Jakarta, Aktual.com – Pakar Hukum Tata Negara dari Universitas Parahyangan, Bandung, Jawa Barat, Asep Warlan Yusuf mendesak KPK membongkar hingga tuntas dugaan suap yang melibatkan Hakim Mahkamah Konstitusi, Patrialis Akbar.

Diyakini Asep, jika yang bersangkutan terbukti menerima suap, maka tidak mungkin hanya dilakukan sendiri untuk memenuhi keingingan dari para penyuap.

“Kasus ini harus diungkap tuntas (KPK), karena logikanya tidak mungkin penyuap hanya melakukannya pada Patrialis sendiri saja. Sebab, seorang Patrialis tentunya bukan superman yang sanggup melakukan itu sendirian,” kata Asep saat dihubungi, di Jakarta, Jumat (27/1).

“Jadi harus benar-benar dituntaskan, agar kasus ini tidak terulang lagi dan agar mafia hukum dan mafia-mafia lainnya juga dapat dihukum dan tidak muncul lagi,” tambah dia.

Pembongkaran kasus secara tuntas, yang melibatkan hakim MK bukanlah baru kali pertama terjadi, yakni kasus Ketua Hakim MK Akil Mochtar yang terseret kasus suap sengketa Pilkada.

“Kan sudah ada preseden sebelumnya, ketua MK ditangkap karena kasus korupsi. Saya khawatir kalau tidak dituntaskan maka akan muncul kasus lainnnya di kemudian hari,” ujar dia.

Oleh karena itu, Asep meminta agar KPK mengembangkan kasus ini ke pihak pemerintah terutama dari pihak Kementerian Pertanian dan juga DPR utamanya komisi IV.

Sebab, para penyuap diyakininya juga melakukan hal yang sama kepada pemerintah dan DPR untuk meloloskan pasal dalam UU yang digugat, yang sebelumnya sudah dibatalkan MK dalam UU yang lama.

“Para penyuap ini nampaknya ingin agar MK dalam putusannya menolak gugatan dari pihak penggugat. Penyuap ini berkepentingan agar pasal tersebut tetap ada dan mereka bisa mendapatkan keuntungan,” papar dia.

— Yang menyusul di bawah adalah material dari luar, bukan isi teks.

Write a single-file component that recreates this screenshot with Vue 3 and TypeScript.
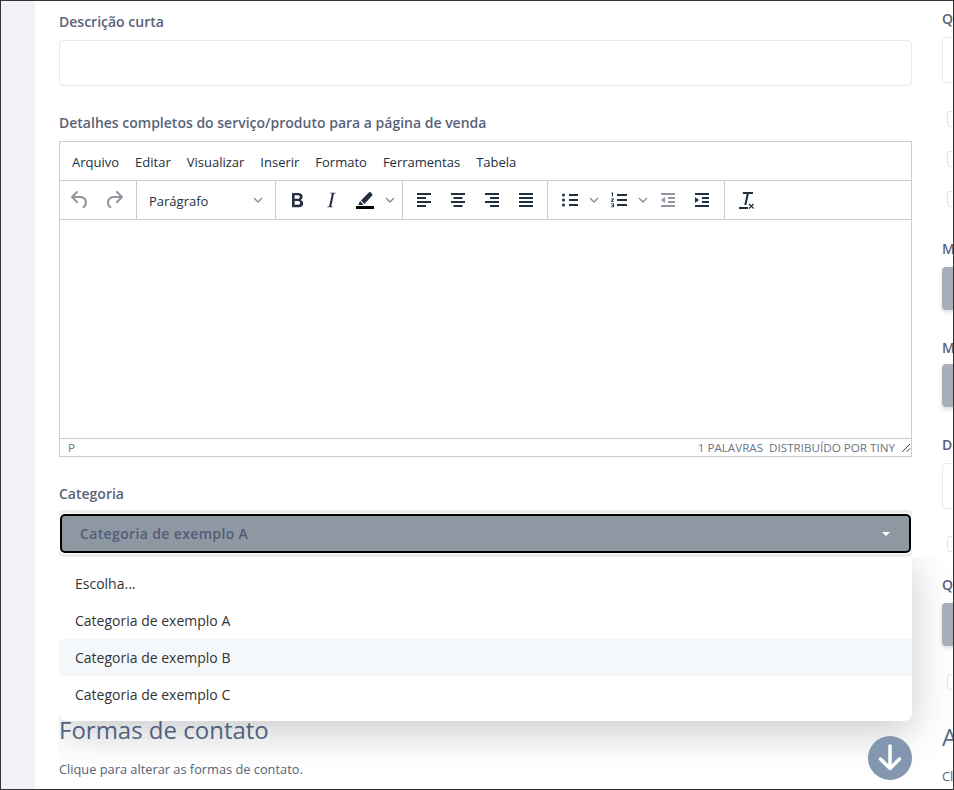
<script setup lang="ts">
const menus = ['Arquivo', 'Editar', 'Visualizar', 'Inserir', 'Formato', 'Ferramentas', 'Tabela']
const options = ['Escolha...', 'Categoria de exemplo A', 'Categoria de exemplo B', 'Categoria de exemplo C']
</script>

<template>
  <div class="frame">
    <div class="gutter"></div>
    <div class="card">
      <main class="main">
        <label class="label first">Descrição curta</label>
        <div class="input"></div>
        <label class="label second">Detalhes completos do serviço/produto para a página de venda</label>
        <div class="editor">
          <div class="menubar">
            <span v-for="m in menus" :key="m">{{ m }}</span>
          </div>
          <div class="toolbar">
            <div class="group g-history">
              <button class="tool"><svg viewBox="0 0 24 24" class="muted"><path d="M6.4 8H12c3.7 0 6.2 2 6.8 5.1.6 2.7-.4 5.6-2.8 6.9a1 1 0 0 1-1-1.8c1.6-.9 2.2-3 1.8-4.7-.4-2.1-2.2-3.5-4.8-3.5H6.4l3.3 3.3a1 1 0 1 1-1.4 1.4l-5-5a1 1 0 0 1 0-1.4l5-5a1 1 0 0 1 1.4 1.4L6.4 8z"/></svg></button>
              <button class="tool"><svg viewBox="0 0 24 24" class="muted"><path d="M17.6 10H12c-2.8 0-4.4 1.4-4.9 3.5-.4 1.7.2 3.8 1.8 4.7a1 1 0 1 1-1 1.8c-2.4-1.3-3.4-4.2-2.8-6.9C5.8 10 8.3 8 12 8h5.6l-3.3-3.3a1 1 0 1 1 1.4-1.4l5 5a1 1 0 0 1 0 1.4l-5 5a1 1 0 1 1-1.4-1.4l3.3-3.3z"/></svg></button>
            </div>
            <div class="group g-format">
              <span class="format-text">Parágrafo</span>
              <svg class="chev" viewBox="0 0 10 10"><path d="M1 3l4 4 4-4"/></svg>
            </div>
            <div class="group g-style">
              <button class="tool"><svg viewBox="0 0 24 24"><path d="M7.8 19c-.3 0-.5 0-.6-.2l-.2-.5V5.700c0-.2 0-.4.2-.5l.6-.2h5c1.500 0 2.700.3 3.500 1 .9.600 1.300 1.600 1.300 2.800 0 .7-.2 1.400-.6 2-.4.6-1 1-1.600 1.200.9.2 1.500.6 2 1.200.5.6.7 1.400.7 2.200 0 1.300-.4 2.200-1.300 2.900-.8.7-2 1-3.500 1H7.800zm5-8.300c.6 0 1.100-.1 1.500-.5.3-.3.5-.7.5-1.300 0-.5-.2-.9-.5-1.200-.4-.3-.9-.4-1.500-.4H9.600v3.400h3.200zm.2 6c.7 0 1.200-.1 1.600-.5.4-.3.6-.8.6-1.400s-.2-1-.6-1.400c-.4-.3-.9-.5-1.600-.5H9.600v3.800H13z"/></svg></button>
              <button class="tool"><svg viewBox="0 0 24 24"><path d="M16.700 4.700l-.1.9h-1.600l-2.800 12.800h1.500l-.2.9H8.300l.2-.9h1.600l2.800-12.800h-1.600l.2-.9h5.200z"/></svg></button>
              <button class="tool"><svg viewBox="0 0 24 24"><path d="M3 18h18v3H3z" fill="#000"/><path d="M6 16l-1.200 1h4.600l.9-.8-3-3-1.300 1.600zM8 12.500l3.500 3.500 7.700-8.600c.4-.4.4-1 0-1.400l-1.700-1.700c-.4-.4-1-.4-1.400 0L8 12.500z"/></svg></button>
              <svg class="chev c-after" viewBox="0 0 10 10"><path d="M1 3l4 4 4-4"/></svg>
            </div>
            <div class="group g-align">
              <button class="tool"><svg viewBox="0 0 24 24"><path d="M5 5h14v2H5zM5 9h9v2H5zM5 13h14v2H5zM5 17h9v2H5z"/></svg></button>
              <button class="tool"><svg viewBox="0 0 24 24"><path d="M5 5h14v2H5zM7.500 9h9v2h-9zM5 13h14v2H5zM7.500 17h9v2h-9z"/></svg></button>
              <button class="tool"><svg viewBox="0 0 24 24"><path d="M5 5h14v2H5zM10 9h9v2h-9zM5 13h14v2H5zM10 17h9v2h-9z"/></svg></button>
              <button class="tool"><svg viewBox="0 0 24 24"><path d="M5 5h14v2H5zM5 9h14v2H5zM5 13h14v2H5zM5 17h14v2H5z"/></svg></button>
            </div>
            <div class="group g-lists">
              <button class="tool"><svg viewBox="0 0 24 24"><path d="M11 6h9v2h-9zM11 11h9v2h-9zM11 16h9v2h-9z"/><circle cx="5.500" cy="7" r="1.500"/><circle cx="5.500" cy="12" r="1.500"/><circle cx="5.500" cy="17" r="1.500"/></svg></button>
              <svg class="chev c-list" viewBox="0 0 10 10"><path d="M1 3l4 4 4-4"/></svg>
              <button class="tool after-chev"><svg viewBox="0 0 24 24"><path d="M10 6h10v2H10zM10 11h10v2H10zM10 16h10v2H10z"/><path d="M4.500 4.500h1.500v4h-1v-3h-.5zM4 10.500h3v.8l-1.800 1.700H7v.8H4v-.8l1.800-1.700H4zM4 15.500h3v3.800H4v-.8h2v-.7H4.800v-.8H6v-.7H4z"/></svg></button>
              <svg class="chev c-list" viewBox="0 0 10 10"><path d="M1 3l4 4 4-4"/></svg>
              <button class="tool after-chev"><svg viewBox="0 0 24 24" class="muted"><path d="M5 5h14v2H5zM12 9h7v2h-7zM12 13h7v2h-7zM5 17h14v2H5zM9 9v6l-4-3z"/></svg></button>
              <button class="tool"><svg viewBox="0 0 24 24"><path d="M5 5h14v2H5zM12 9h7v2h-7zM12 13h7v2h-7zM5 17h14v2H5zM5 9v6l4-3z"/></svg></button>
            </div>
            <div class="group g-clear">
              <button class="tool"><svg viewBox="0 0 24 24"><path d="M9 4h10v2h-4.200l-2.400 11h-2.100l2.400-11H8.600zM5 19h9v2H5zM15.500 15.500l1.800 1.800 1.800-1.800.9.900-1.800 1.800 1.800 1.800-.9.900-1.800-1.800-1.800 1.800-.9-.9 1.800-1.800-1.800-1.800z"/></svg></button>
            </div>
          </div>
          <div class="edit-area"></div>
          <div class="statusbar">
            <span class="path">P</span>
            <span class="words">1 PALAVRAS</span>
            <span class="brand">DISTRIBUÍDO POR TINY</span>
            <svg class="grip" viewBox="0 0 10 10"><path d="M9 1L1 9M9 5.500L5.500 9"/></svg>
          </div>
        </div>
        <label class="label third">Categoria</label>
        <div class="select-wrap">
          <div class="select">
            <span>Categoria de exemplo A</span>
            <i class="caret"></i>
          </div>
          <ul class="dropdown">
            <li v-for="o in options" :key="o" :class="{ hover: o.endsWith('B') }">{{ o }}</li>
          </ul>
        </div>
        <h2 class="heading">Formas de contato</h2>
        <p class="hint">Clique para alterar as formas de contato.</p>
      </main>
      <aside class="side">
        <label class="label s1">Q</label>
        <div class="input s-input"></div>
        <div class="check c1"></div>
        <div class="check c2"></div>
        <div class="check c2"></div>
        <label class="label s2">M</label>
        <div class="btn b1"></div>
        <label class="label s3">M</label>
        <div class="btn b2"></div>
        <label class="label s4">Da</label>
        <div class="input s-input"></div>
        <div class="check c3"></div>
        <label class="label s5">Q</label>
        <div class="btn s5-btn"></div>
        <div class="check c4"></div>
        <h2 class="heading s-heading">A</h2>
        <p class="hint s-hint">Cl</p>
      </aside>
      <button class="scroll-down" aria-label="Descer">
        <svg viewBox="0 0 44 44"><path d="M22 10v22M12.500 23l9.500 9.500 9.500-9.500"/></svg>
      </button>
    </div>
  </div>
</template>

<style>
html, body { margin: 0; padding: 0; }
</style>

<style scoped>
* { box-sizing: border-box; }
.frame {
  width: 954px; height: 790px; display: flex; overflow: hidden;
  border: 1px solid #333; background: #fff;
  font-family: "Open Sans", "Noto Sans", sans-serif;
}
.gutter { width: 34px; flex: none; background: #f0f2f8; }
.card { position: relative; flex: 1; display: flex; gap: 30px; padding-left: 24px; min-width: 0; overflow: hidden; }
.main { width: 853px; flex: none; }
.side { flex: none; width: 60px; }
.label { display: block; font-size: 14px; font-weight: 600; line-height: 20px; color: #596379; }
.first { margin-top: 11px; }
.input { height: 46px; border: 1px solid #e8e9ed; border-radius: 4px; background: #fff; margin-top: 8px; }
.second { margin-top: 27px; }
.editor { margin-top: 8px; height: 316px; border: 1px solid #ccc; display: flex; flex-direction: column; }
.menubar { height: 39px; display: flex; align-items: center; gap: 16px; padding: 2px 12px 0; font-size: 13px; color: #222f3e; border-bottom: 1px solid #ccc; flex: none; }
.toolbar { height: 39px; flex: none; display: flex; border-bottom: 1px solid #ccc; }
.group { display: flex; align-items: center; border-right: 1px solid #ccc; height: 100%; flex: none; }
.group:last-child { border-right: 0; }
.tool { width: 34px; height: 30px; flex: none; border: 0; padding: 0; background: none; display: flex; align-items: center; justify-content: center; }
.tool svg { width: 24px; height: 24px; fill: #222f3e; }
.tool svg.muted { opacity: .5; }
.chev { width: 10px; height: 10px; fill: none; stroke: #222f3e; stroke-opacity: .55; stroke-width: 1.4; flex: none; }
.c-after { margin-left: 3px; }
.c-list { margin-left: 2px; }
.after-chev { margin-left: 3px; }
.g-history { width: 77px; padding: 0 3px; }
.g-format { width: 139px; padding: 0 12px; justify-content: space-between; }
.format-text { font-size: 13px; color: #222f3e; padding-top: 1px; }
.g-style { width: 127px; padding: 0 4px; }
.g-align { width: 145px; padding: 0 0 0 4px; }
.g-lists { width: 177px; padding: 0 0 0 5px; }
.g-clear { padding: 0 4px; }
.edit-area { flex: 1; }
.statusbar { height: 18px; flex: none; border-top: 1px solid #ccc; display: flex; align-items: center; padding: 0 0 0 8px; font-size: 11.65px; color: #6b7480; }
.path { flex: 1; }
.words { margin-right: 6px; }
.grip { width: 10px; height: 10px; margin-left: 6px; fill: none; stroke: #444; stroke-width: 1; }
.third { margin-top: 27px; }
.select-wrap { position: relative; margin-top: 11px; height: 43px; }
.select {
  position: absolute; left: 3px; right: 3px; top: 1px; height: 35px;
  display: flex; align-items: center; justify-content: space-between; padding: 0 19px 0 18px;
  background: #8e98a3; border-radius: 3px; font-size: 14px; font-weight: 600; letter-spacing: .36px; color: #535d78;
  box-shadow: 0 0 0 2px #000, 0 0 0 3px #fff, 0 0 0 6px #e9ebee;
  clip-path: inset(-6px -3px -6px -3px);
}
.caret { width: 0; height: 0; border: 4px solid transparent; border-top-color: #fff; border-bottom: 0; }
.dropdown {
  position: absolute; left: 0; right: 0; top: 42px; margin: 0; padding: 8px 0; list-style: none;
  background: #fff; border-radius: 0 0 8px 8px; z-index: 2;
  box-shadow: 0 10px 40px rgba(40, 40, 60, .25);
  clip-path: inset(0 -60px -80px 0);
}
.dropdown li { height: 37px; padding: 0 16px; display: flex; align-items: center; font-size: 14px; color: #333; }
.dropdown li.hover { background: #f5f8fb; }
.heading { margin: 0; font-size: 24px; font-weight: 400; line-height: 32px; color: #566a88; }
.main .heading { margin-top: 156px; }
.hint { margin: 14px 0 0; font-size: 12.8px; line-height: 18px; color: #596379; }
.s1 { margin-top: 8px; }
.s-input { height: 46px; }
.check { width: 16px; height: 16px; margin-left: 5px; border: 1px solid #e0e2e7; border-radius: 3px; }
.c1 { margin-top: 28px; }
.c2 { margin-top: 24px; }
.s2 { margin-top: 32px; }
.btn { height: 43px; background: #a9afba; border-radius: 4px; box-shadow: 0 2px 4px rgba(0,0,0,.15); }
.b1 { margin-top: 8px; }
.b2 { margin-top: 6px; }
.s3 { margin-top: 28px; }
.s4 { margin-top: 28px; }
.c3 { margin-top: 27px; }
.s5 { margin-top: 23px; }
.s5-btn { margin-top: 8px; }
.c4 { margin-top: 28px; }
.s-heading { margin-top: 31px; }
.s-hint { margin-top: 14px; }
.scroll-down {
  position: absolute; right: 41px; bottom: 9px; width: 44px; height: 44px; z-index: 3;
  border: 0; padding: 0; border-radius: 50%; background: #8497b0;
}
.scroll-down svg { width: 44px; height: 44px; display: block; fill: none; stroke: #fff; stroke-width: 3.5; stroke-linecap: round; stroke-linejoin: round; }
</style>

“Logikanya karena sebelumnya dalam proses pembahasan sampai pengesahannya oleh pemerintah dan DPR mereka tidak mungkin tidak menyuap karena lolosnya pasal yang sebelumnya telah dibatalkan oleh MK. Kan aneh pasal yang sudah dibatalkan kemudian muncul kembali kalau tidak ada apa-apanya,” pungkas dia.